= Ottawa Real Estate Board =

The Ottawa Real Estate Board (OREB) is a non-profit professional association of registered real estate brokers and salespeople in the Ottawa, Canada area. OREB was formed in 1919 and incorporated in 1921. In 1982, the name was changed to 'Real Estate Board of Ottawa-Carleton', and was changed back to the 'Ottawa Real Estate Board' in 2000.

OREB has been maintaining statistics of Ottawa house prices since 1956. The average home price in Ottawa in 2008 was $289,766, a 6.35% increase over 2007.

==History==

Ottawa’s Co-operative Listing service was created in 1949 and the name changed to Multiple Listing Service in 1963.

==Members==
Members of OREB are registered by the Real Estate Council of Ontario (RECO) to trade in real estate in Ontario.

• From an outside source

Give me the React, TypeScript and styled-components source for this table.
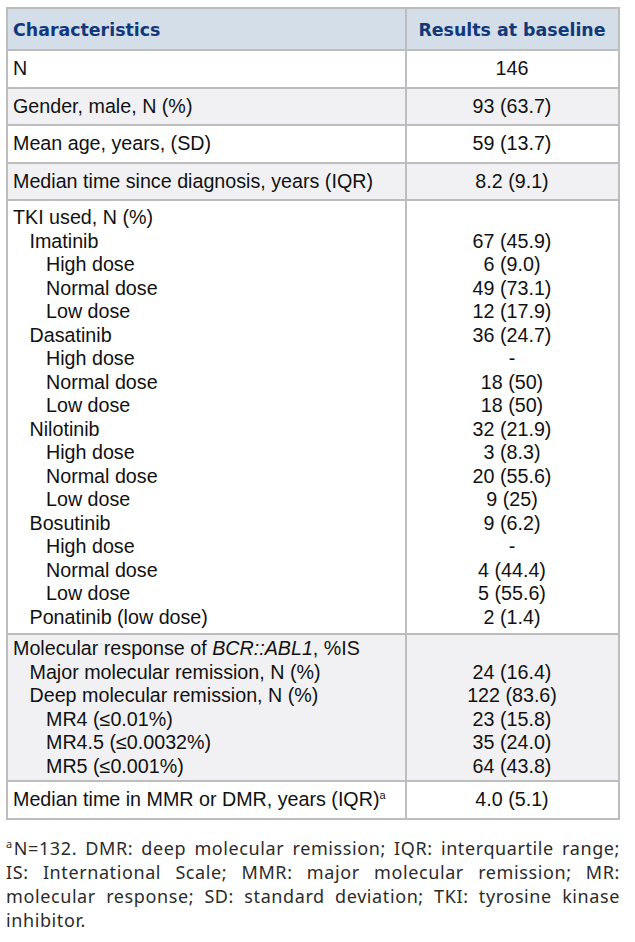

Members and member offices can be found by using the search function on the home page of its website. All members of the Board are also members of the Ontario Real Estate Association and Canadian Real Estate Association, and as such, are permitted to use the term REALTOR. The REALTOR and MLS trademarks are owned by the Canadian Real Estate Association (CREA).

==Mandate and board services==

OREB's mission statement is "to foster a professional environment to enable the members to carry out their practice of real estate".

OREB administers Ottawa’s Multiple Listing Service system, which uses the Matrix™ software to allow members to enter and manage their listings.

OREB maintains an up-to-date list of Open Houses for the public.